▶ [Listed records]
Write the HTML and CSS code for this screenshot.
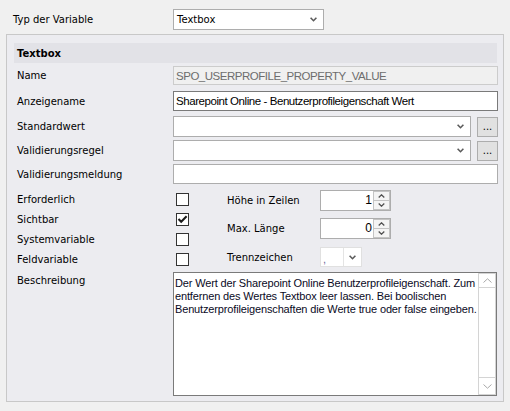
FILE: index.html
```html
<!DOCTYPE html>
<html lang="de">
<head>
<meta charset="utf-8">
<title>Variable</title>
<link rel="stylesheet" href="styles.css">
</head>
<body>
<div class="top">
  <span class="top-label">Typ der Variable</span>
  <div class="combo combo-type">
    <span class="combo-text">Textbox</span>
    <svg class="chev" width="7" height="5" viewBox="0 0 7 5"><path d="M0.6 0.8 L3.5 3.7 L6.4 0.8" fill="none" stroke="#5a5a5a" stroke-width="1.6"/></svg>
  </div>
</div>
<div class="panel">
  <div class="band">Textbox</div>

  <div class="row row-name">
    <span class="lbl">Name</span>
    <div class="input input-disabled">SPO_USERPROFILE_PROPERTY_VALUE</div>
  </div>

  <div class="row row-display">
    <span class="lbl">Anzeigename</span>
    <div class="input input-focus">Sharepoint Online - Benutzerprofileigenschaft Wert</div>
  </div>

  <div class="row row-default">
    <span class="lbl">Standardwert</span>
    <div class="combo combo-wide">
      <span class="combo-text"></span>
      <svg class="chev" width="7" height="5" viewBox="0 0 7 5"><path d="M0.6 0.8 L3.5 3.7 L6.4 0.8" fill="none" stroke="#5a5a5a" stroke-width="1.6"/></svg>
    </div>
    <div class="btn">...</div>
  </div>

  <div class="row row-rule">
    <span class="lbl">Validierungsregel</span>
    <div class="combo combo-wide">
      <span class="combo-text"></span>
      <svg class="chev" width="7" height="5" viewBox="0 0 7 5"><path d="M0.6 0.8 L3.5 3.7 L6.4 0.8" fill="none" stroke="#5a5a5a" stroke-width="1.6"/></svg>
    </div>
    <div class="btn">...</div>
  </div>

  <div class="row row-msg">
    <span class="lbl">Validierungsmeldung</span>
    <div class="input"></div>
  </div>

  <div class="flags">
    <div class="flags-left">
      <span class="flag-lbl">Erforderlich</span><span class="cb"></span>
      <span class="flag-lbl">Sichtbar</span><span class="cb"><svg width="11" height="11" viewBox="0 0 11 11"><path d="M1.5 5 L4.2 7.8 L9.6 2.2" fill="none" stroke="#1a1a1a" stroke-width="2"/></svg></span>
      <span class="flag-lbl">Systemvariable</span><span class="cb"></span>
      <span class="flag-lbl">Feldvariable</span><span class="cb"></span>
    </div>
    <div class="flags-right">
      <div class="fr-row fr-height">
        <span class="fr-lbl">Höhe in Zeilen</span>
        <div class="spin">
          <span class="spin-val">1</span>
          <div class="spin-btns">
            <span class="spin-b"><svg width="7" height="4" viewBox="0 0 7 4"><path d="M0.7 3.4 L3.5 0.8 L6.3 3.4" fill="none" stroke="#505050" stroke-width="1.3"/></svg></span>
            <span class="spin-b"><svg width="7" height="4" viewBox="0 0 7 4"><path d="M0.7 0.6 L3.5 3.2 L6.3 0.6" fill="none" stroke="#505050" stroke-width="1.3"/></svg></span>
          </div>
        </div>
      </div>
      <div class="fr-row fr-len">
        <span class="fr-lbl">Max. Länge</span>
        <div class="spin">
          <span class="spin-val">0</span>
          <div class="spin-btns">
            <span class="spin-b"><svg width="7" height="4" viewBox="0 0 7 4"><path d="M0.7 3.4 L3.5 0.8 L6.3 3.4" fill="none" stroke="#505050" stroke-width="1.3"/></svg></span>
            <span class="spin-b"><svg width="7" height="4" viewBox="0 0 7 4"><path d="M0.7 0.6 L3.5 3.2 L6.3 0.6" fill="none" stroke="#505050" stroke-width="1.3"/></svg></span>
          </div>
        </div>
      </div>
      <div class="fr-row fr-sep">
        <span class="fr-lbl">Trennzeichen</span>
        <div class="sep-combo">
          <span class="sep-val">,</span>
          <span class="sep-btn"><svg width="7" height="5" viewBox="0 0 7 5"><path d="M0.6 0.8 L3.5 3.7 L6.4 0.8" fill="none" stroke="#5a5a5a" stroke-width="1.6"/></svg></span>
        </div>
      </div>
    </div>
  </div>

  <div class="desc-row">
    <span class="lbl lbl-top">Beschreibung</span>
    <div class="textarea">
      <div class="ta-text">
        <span class="ta-line">Der Wert der Sharepoint Online Benutzerprofileigenschaft. Zum</span>
        <span class="ta-line">entfernen des Wertes Textbox leer lassen. Bei boolischen</span>
        <span class="ta-line">Benutzerprofileigenschaften die Werte true oder false eingeben.</span>
      </div>
      <div class="scroll">
        <span class="sb-btn sb-up"><svg width="9" height="5" viewBox="0 0 9 5"><path d="M0.5 4.5 L4.5 0.8 L8.5 4.5" fill="none" stroke="#a8a8a8" stroke-width="1"/></svg></span>
        <span class="sb-track"></span>
        <span class="sb-btn sb-down"><svg width="9" height="5" viewBox="0 0 9 5"><path d="M0.5 0.5 L4.5 4.2 L8.5 0.5" fill="none" stroke="#a8a8a8" stroke-width="1"/></svg></span>
      </div>
    </div>
  </div>
</div>
</body>
</html>
```

FILE: styles.css
```css
* { box-sizing: border-box; }

html, body {
  margin: 0;
  padding: 0;
}

body {
  background: #f0f0f0;
  font-family: "DejaVu Sans", sans-serif;
  font-size: 10px;
  color: #000;
  width: 510px;
  height: 411px;
  overflow: hidden;
}

.top {
  display: flex;
  align-items: center;
  height: 30px;
  padding: 9px 0 0 13px;
}

.top-label {
  width: 160px;
}

.combo {
  display: flex;
  align-items: center;
  justify-content: space-between;
  background: #fff;
  border: 1px solid #adadad;
  height: 21px;
  padding: 0 6px 0 3px;
}

.combo-type {
  width: 151px;
}

.combo-wide {
  width: 298px;
}

.chev {
  display: block;
}

.panel {
  margin: 4px 0 0 6px;
  width: 498px;
  height: 368px;
  border: 1px solid #c8c8c8;
  background: #ececf0;
  padding: 8px 5px 5px 7px;
}

.band {
  width: 483px;
  height: 20px;
  background: #e2e2e7;
  font-weight: bold;
  padding-left: 3px;
  display: flex;
  align-items: center;
}

.row {
  display: flex;
  align-items: center;
}

.row-name { margin-top: 3px; }
.row-display { margin-top: 6px; }
.row-default { margin-top: 5px; }
.row-rule { margin-top: 3px; }
.row-msg { margin-top: 3px; }

.lbl {
  width: 159px;
  flex: none;
  padding-left: 3px;
}

.input {
  width: 325px;
  height: 20px;
  border: 1px solid #adadad;
  background: #fff;
  font-family: "Liberation Sans", Arial, sans-serif;
  font-size: 11px;
  letter-spacing: -0.1px;
  padding-left: 2px;
  display: flex;
  align-items: center;
  white-space: nowrap;
}

.row-name .input { height: 19px; }

.input-disabled {
  background: #f0f0f0;
  border-color: #cccccc;
  color: #6d6d6d;
  font-size: 11.5px;
  letter-spacing: -0.48px;
}

.input-focus {
  border-color: #7a7a7a;
  font-size: 11.5px;
  letter-spacing: -0.43px;
}

.btn {
  width: 21px;
  height: 20px;
  margin-left: 6px;
  border: 1px solid #adadad;
  background: #e1e1e1;
  display: flex;
  align-items: center;
  justify-content: center;
  padding-bottom: 1px;
}

.flags {
  display: flex;
  margin-top: 6px;
}

.flags-left {
  display: grid;
  grid-template-columns: 159px 54px;
  grid-auto-rows: 20px;
}

.flag-lbl {
  padding-left: 3px;
  display: flex;
  align-items: center;
  padding-bottom: 1px;
}

.cb {
  width: 13px;
  height: 13px;
  margin: 3px 0 0 3px;
  border: 1px solid #333;
  background: #fff;
  display: flex;
  align-items: center;
  justify-content: center;
}

.cb svg { display: block; }

.flags-right {
  display: flex;
  flex-direction: column;
}

.fr-row {
  display: flex;
  align-items: center;
  height: 21px;
}

.fr-len { margin-top: 7px; }
.fr-sep { margin-top: 8px; height: 20px; }

.fr-lbl {
  width: 93px;
}

.spin {
  display: flex;
  width: 71px;
  height: 21px;
  border: 1px solid #adadad;
  background: #fff;
}

.spin-val {
  flex: 1;
  text-align: right;
  padding-right: 1px;
  font-family: "Liberation Sans", Arial, sans-serif;
  font-size: 12px;
  line-height: 19px;
}

.spin-btns {
  width: 17px;
  display: flex;
  flex-direction: column;
}

.spin-b {
  flex: 1;
  border: 1px solid #c4c4c4;
  background: #f4f4f4;
  display: flex;
  align-items: center;
  justify-content: center;
}

.spin-b + .spin-b { border-top: none; }

.spin-b svg { display: block; }

.sep-combo {
  display: flex;
  width: 42px;
  height: 20px;
  border: 1px solid #e0e0e0;
  background: #fff;
}

.sep-val {
  width: 23px;
  border-right: 1px solid #e4e4e4;
  font-family: "Liberation Sans", Arial, sans-serif;
  font-size: 11px;
  color: #6a6a9a;
  padding-left: 2px;
  line-height: 22px;
}

.sep-btn {
  flex: 1;
  display: flex;
  align-items: center;
  justify-content: center;
}

.desc-row {
  display: flex;
  align-items: flex-start;
  margin-top: 2px;
}

.lbl-top {
  padding-top: 3px;
}

.textarea {
  width: 324px;
  height: 124px;
  border: 1px solid #7a7a7a;
  background: #fff;
  display: flex;
}

.ta-text {
  flex: 1;
  padding: 4px 0 0 1px;
  font-family: "Liberation Sans", Arial, sans-serif;
  font-size: 11px;
  letter-spacing: -0.15px;
  line-height: 13px;
  color: #0a0a1e;
}

.ta-line {
  display: block;
  white-space: nowrap;
}

.scroll {
  width: 18px;
  border: 1px solid #d4d4d4;
  display: flex;
  flex-direction: column;
}

.sb-btn {
  display: flex;
  align-items: center;
  justify-content: center;
}

.sb-up { border-bottom: 1px solid #d4d4d4; height: 14px; }
.sb-down { border-top: 1px solid #d4d4d4; height: 17px; }

.sb-track { flex: 1; }
```
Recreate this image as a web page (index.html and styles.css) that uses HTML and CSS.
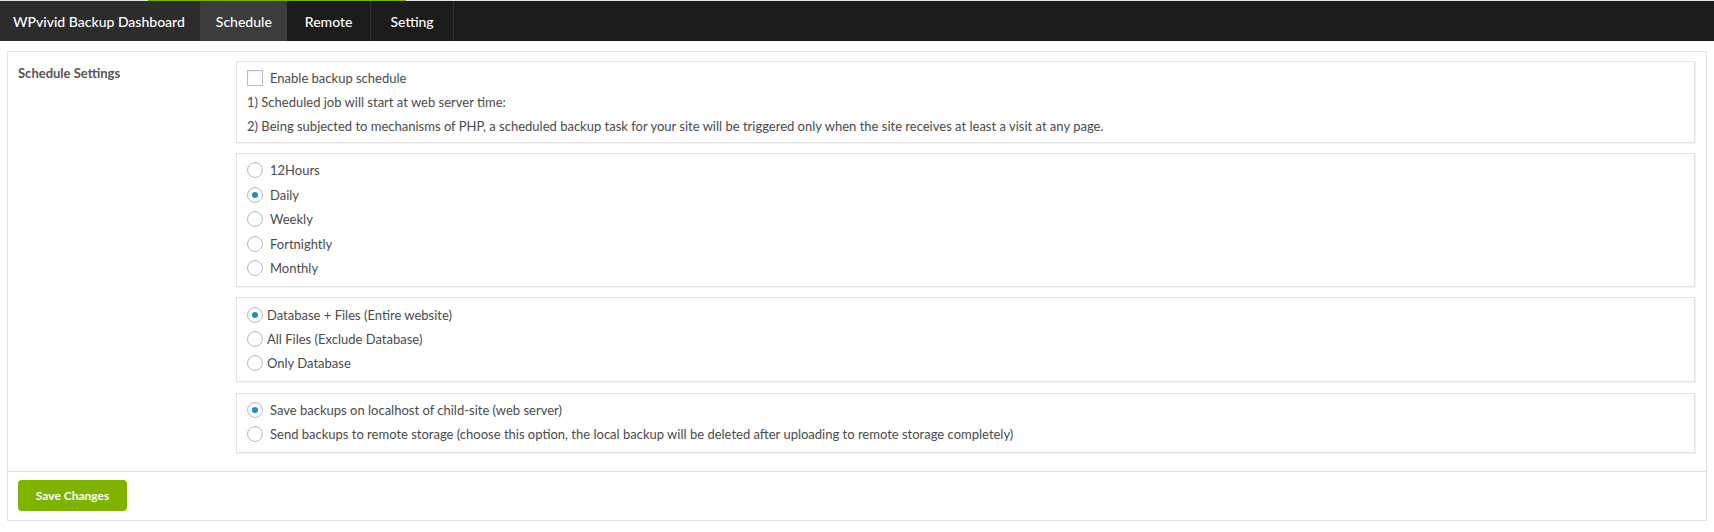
FILE: index.html
```html
<!DOCTYPE html>
<html>
<head>
<meta charset="utf-8">
<link rel="stylesheet" href="styles.css">
</head>
<body>
<div class="topline"><div class="progress"></div></div>
<nav class="nav">
  <a class="tab tab-home">WPvivid Backup Dashboard</a>
  <a class="tab tab-active">Schedule</a>
  <a class="tab tab-remote">Remote</a>
  <a class="tab tab-setting">Setting</a>
</nav>
<div class="page">
  <div class="panel">
    <div class="panel-body">
      <div class="label">Schedule Settings</div>
      <div class="content">
        <div class="card card-enable">
          <div class="row"><input type="checkbox" class="check"><span class="row-text">Enable backup schedule</span></div>
          <div class="row">1) Scheduled job will start at web server time:</div>
          <div class="row">2) Being subjected to mechanisms of PHP, a scheduled backup task for your site will be triggered only when the site receives at least a visit at any page.</div>
        </div>
        <div class="card card-freq">
          <label class="row"><input type="radio" name="f" class="radio"><span class="row-text">12Hours</span></label>
          <label class="row"><input type="radio" name="f" class="radio" checked><span class="row-text">Daily</span></label>
          <label class="row"><input type="radio" name="f" class="radio"><span class="row-text">Weekly</span></label>
          <label class="row"><input type="radio" name="f" class="radio"><span class="row-text">Fortnightly</span></label>
          <label class="row"><input type="radio" name="f" class="radio"><span class="row-text">Monthly</span></label>
        </div>
        <div class="card card-type">
          <label class="row"><input type="radio" name="t" class="radio" checked><span class="row-text tight">Database + Files (Entire website)</span></label>
          <label class="row"><input type="radio" name="t" class="radio"><span class="row-text tight">All Files (Exclude Database)</span></label>
          <label class="row"><input type="radio" name="t" class="radio"><span class="row-text tight">Only Database</span></label>
        </div>
        <div class="card card-dest">
          <label class="row"><input type="radio" name="d" class="radio" checked><span class="row-text">Save backups on localhost of child-site (web server)</span></label>
          <label class="row"><input type="radio" name="d" class="radio"><span class="row-text">Send backups to remote storage (choose this option, the local backup will be deleted after uploading to remote storage completely)</span></label>
        </div>
      </div>
    </div>
    <div class="panel-footer">
      <button class="btn">Save Changes</button>
    </div>
  </div>
</div>
</body>
</html>
```
FILE: styles.css
```css
* { box-sizing: border-box; }
html, body { margin: 0; padding: 0; background: #fff; }
body {
  font-family: Lato, "Open Sans", "Liberation Sans", sans-serif;
  font-size: 13px;
  color: #4a4a4a;
}
.topline {
  height: 1px;
  background: #e4e4e4;
  display: flex;
}
.progress {
  margin-left: 148px;
  width: 258px;
  height: 1px;
  background: #7cb300;
}
.nav {
  display: flex;
  height: 40px;
  background: #1c1c1c;
}
.tab {
  display: flex;
  align-items: center;
  justify-content: center;
  color: #fff;
  font-size: 14px;
  font-weight: 500;
  border-right: 1px solid #303030;
  text-decoration: none;
}
.tab-home { background: #2c2c2c; padding: 0 15px 0 13px; border-right: 0; }
.tab-active { background: #3c3c3c; padding: 0 15px 0 16px; border-right: 0; }
.tab-remote { padding: 0 18px 0 18px; }
.tab-setting { padding: 0 19px 0 19px; }

.page {
  padding: 10px 7px 0 7px;
}
.panel {
  border: 1px solid #e2e2e2;
  height: 470px;
  display: flex;
  flex-direction: column;
}
.panel-body {
  display: flex;
  padding: 9px 11px 18px 10px;
  border-bottom: 1px solid #e0e0e0;
}
.label {
  width: 218px;
  flex: 0 0 218px;
  font-weight: 700;
  color: #555;
  padding-top: 4px;
  line-height: 16px;
}
.content {
  flex: 1;
  display: flex;
  flex-direction: column;
  gap: 10px;
}
.card {
  border: 1px solid #e3e3e3;
  box-shadow: 1px 1px 1px rgba(0, 0, 0, 0.05);
  padding: 4px 10px 4px 10px;
}
.row {
  display: flex;
  align-items: center;
  height: 24px;
  white-space: nowrap;
}
.card-freq { padding: 4px 10px 5px 10px; }
.card-freq .row { height: 24.5px; }
.card-type { padding: 5px 10px 6px 10px; }
.card-dest { padding: 4px 10px 5px 10px; margin-top: 1px; }
.card-dest .row { height: 24.5px; }

.row-text { margin-left: 7px; }
.row-text.tight { margin-left: 4px; }

.check, .radio {
  -webkit-appearance: none;
  appearance: none;
  margin: 0;
  width: 16px;
  height: 16px;
  flex: 0 0 16px;
  border: 1px solid #b8bcc0;
  background: #fff;
  box-shadow: inset 0 1px 2px rgba(0, 0, 0, 0.07);
  position: relative;
}
.check { border-radius: 0; }
.radio { border-radius: 50%; }
.radio:checked::before {
  content: "";
  position: absolute;
  left: 50%;
  top: 50%;
  width: 6px;
  height: 6px;
  margin: -3px 0 0 -3px;
  border-radius: 50%;
  background: #1e8cbe;
}

.panel-footer {
  padding: 8px 10px 7px 10px;
}
.btn {
  width: 109px;
  height: 31px;
  border: 0;
  border-radius: 4px;
  background: #80b200;
  color: #fff;
  font-family: Lato, "Liberation Sans", sans-serif;
  font-size: 12px;
  font-weight: 700;
}
```
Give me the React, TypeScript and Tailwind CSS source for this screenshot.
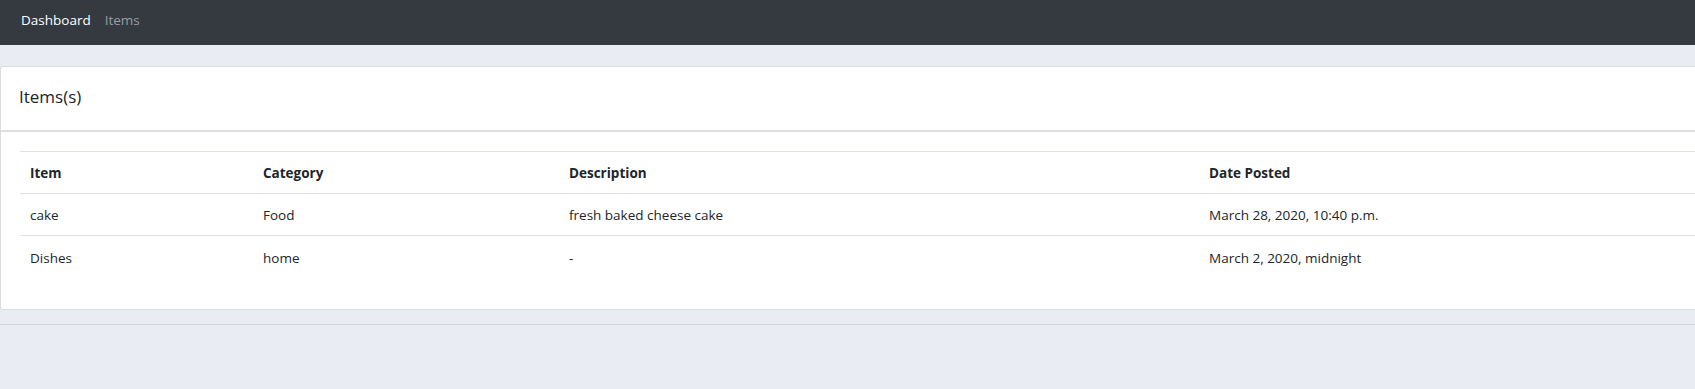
import React from "react";

const rows = [
  { item: "cake", category: "Food", description: "fresh baked cheese cake", date: "March 28, 2020, 10:40 p.m." },
  { item: "Dishes", category: "home", description: "-", date: "March 2, 2020, midnight" },
];

export default function App() {
  return (
    <div
      className="min-h-[389px] w-full overflow-hidden bg-[#e9ecf3] text-[#212529]"
      style={{ fontFamily: '"Open Sans", "Noto Sans", sans-serif' }}
    >
      <nav className="flex h-[45px] items-center gap-[14px] bg-[#343a40] pl-[21px] pb-[5px]">
        <span className="text-[13.5px] text-white">Dashboard</span>
        <span className="text-[13.5px] text-[#9a9da1]">Items</span>
      </nav>
      <div className="pt-[21px]">
        <div className="rounded-l-[3px] border-y border-l border-[#dcdcdc] bg-white">
          <div className="flex h-[65px] items-center border-b-2 border-[#dedede] pl-[18px] pb-[4px]">
            <h1 className="text-[17px] text-[#212529]">Items(s)</h1>
          </div>
          <div className="pl-[19px] pt-[19px] pb-[31px]">
            <table className="w-full table-fixed border-collapse text-[13.5px]">
              <colgroup>
                <col className="w-[233px]" />
                <col className="w-[306px]" />
                <col className="w-[640px]" />
                <col />
              </colgroup>
              <thead>
                <tr className="h-[42px] border-y border-[#dee2e6]">
                  <th className="pl-[10px] pt-[2px] text-left font-bold">Item</th>
                  <th className="pl-[10px] pt-[2px] text-left font-bold">Category</th>
                  <th className="pl-[10px] pt-[2px] text-left font-bold">Description</th>
                  <th className="pl-[10px] pt-[2px] text-left font-bold">Date Posted</th>
                </tr>
              </thead>
              <tbody>
                {rows.map((r, i) => (
                  <tr key={i} className={i === 0 ? "h-[42px] border-b border-[#dee2e6]" : "h-[42px]"}>
                    <td className="pl-[10px] pt-[2px]">{r.item}</td>
                    <td className="pl-[10px] pt-[2px]">{r.category}</td>
                    <td className="pl-[10px] pt-[2px]">{r.description}</td>
                    <td className="pl-[10px] pt-[2px]">{r.date}</td>
                  </tr>
                ))}
              </tbody>
            </table>
          </div>
        </div>
        <div className="mt-[14px] border-t border-[#d6d6d6]" />
      </div>
    </div>
  );
}
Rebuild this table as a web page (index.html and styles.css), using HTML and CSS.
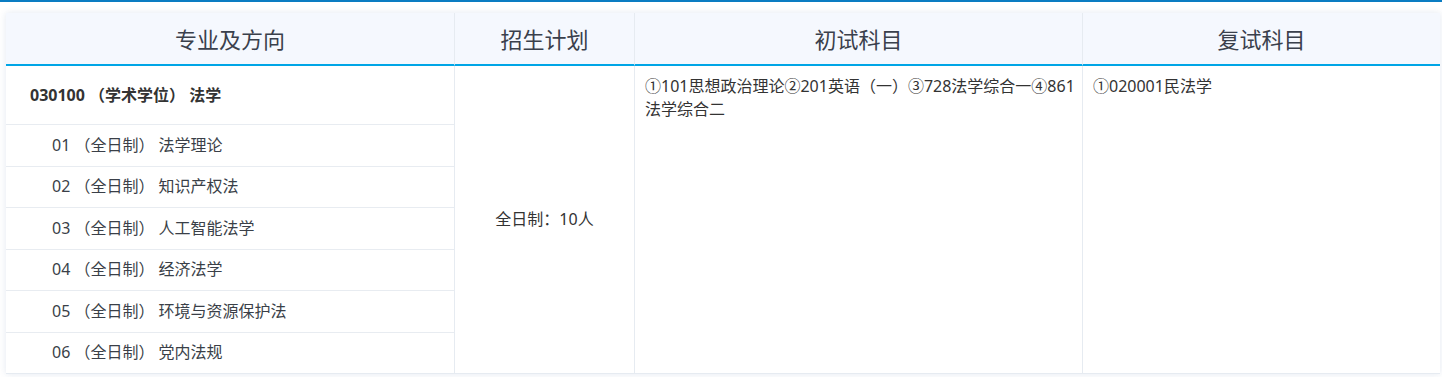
FILE: index.html
```html
<!DOCTYPE html>
<html lang="zh-CN">
<head>
<meta charset="utf-8">
<title>招生专业目录</title>
<link rel="stylesheet" href="styles.css">
</head>
<body>
<div class="topline"></div>
<div class="wrap">
  <div class="table">
    <div class="th">专业及方向</div>
    <div class="th">招生计划</div>
    <div class="th">初试科目</div>
    <div class="th last">复试科目</div>

    <div class="td major">
      <div class="major-title">030100 （学术学位） 法学</div>
      <div class="dir">01 （全日制） 法学理论</div>
      <div class="dir">02 （全日制） 知识产权法</div>
      <div class="dir">03 （全日制） 人工智能法学</div>
      <div class="dir">04 （全日制） 经济法学</div>
      <div class="dir">05 （全日制） 环境与资源保护法</div>
      <div class="dir">06 （全日制） 党内法规</div>
    </div>
    <div class="td plan">全日制：10人</div>
    <div class="td subj">①101思想政治理论②201英语（一）③728法学综合一④861法学综合二</div>
    <div class="td subj last">①020001民法学</div>
  </div>
</div>
</body>
</html>
```

FILE: styles.css
```css
html, body {
  margin: 0;
  padding: 0;
  background: #ffffff;
}
body {
  font-family: "Noto Sans", "Noto Sans CJK SC", sans-serif;
  color: #333;
  width: 1442px;
  height: 377px;
  overflow: hidden;
}
.topline {
  height: 2px;
  background: #0a7cc2;
}
.wrap {
  padding: 11px 2px 0 6px;
}
.table {
  display: grid;
  grid-template-columns: 449px 180px 448px 1fr;
  grid-template-rows: 53px 308px;
  background: #fff;
  box-shadow: 0 0 7px rgba(40, 80, 140, 0.13);
}
.th {
  background: #f5f8fe;
  border-bottom: 2px solid #00a5e6;
  border-right: 1px solid #e6ebf1;
  font-size: 22px;
  line-height: 30px;
  color: #3a404c;
  display: flex;
  align-items: center;
  justify-content: center;
}
.th.last, .td.last {
  border-right: none;
}
.td {
  border-right: 1px solid #e6ebf1;
  border-bottom: 1px solid #e6ebf1;
  font-size: 16px;
  line-height: 23px;
}
.major {
  display: grid;
  grid-template-rows: 58px repeat(6, 1fr);
}
.major-title {
  font-weight: bold;
  padding-left: 24px;
  display: flex;
  align-items: center;
  color: #333;
}
.dir {
  border-top: 1px solid #e8ecf1;
  padding-left: 46px;
  display: flex;
  align-items: center;
  color: #3a3f48;
}
.plan {
  display: flex;
  align-items: center;
  justify-content: center;
  color: #333;
}
.subj {
  padding: 9px 6px 0 10px;
  color: #333;
}
```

▶ [Problem statement]
Note each line of the entries that has "this" in it, and copy those lines.

▶ [Final answer]
Write the HTML and CSS code for this screenshot.
Recreate this image as a web page (index.html and styles.css) that uses HTML and CSS.
          <label class="row"><input type="radio" name="d" class="radio"><span class="row-text">Send backups to remote storage (choose this option, the local backup will be deleted after uploading to remote storage completely)</span></label>
Give me the React, TypeScript and Tailwind CSS source for this screenshot.
Rebuild this table as a web page (index.html and styles.css), using HTML and CSS.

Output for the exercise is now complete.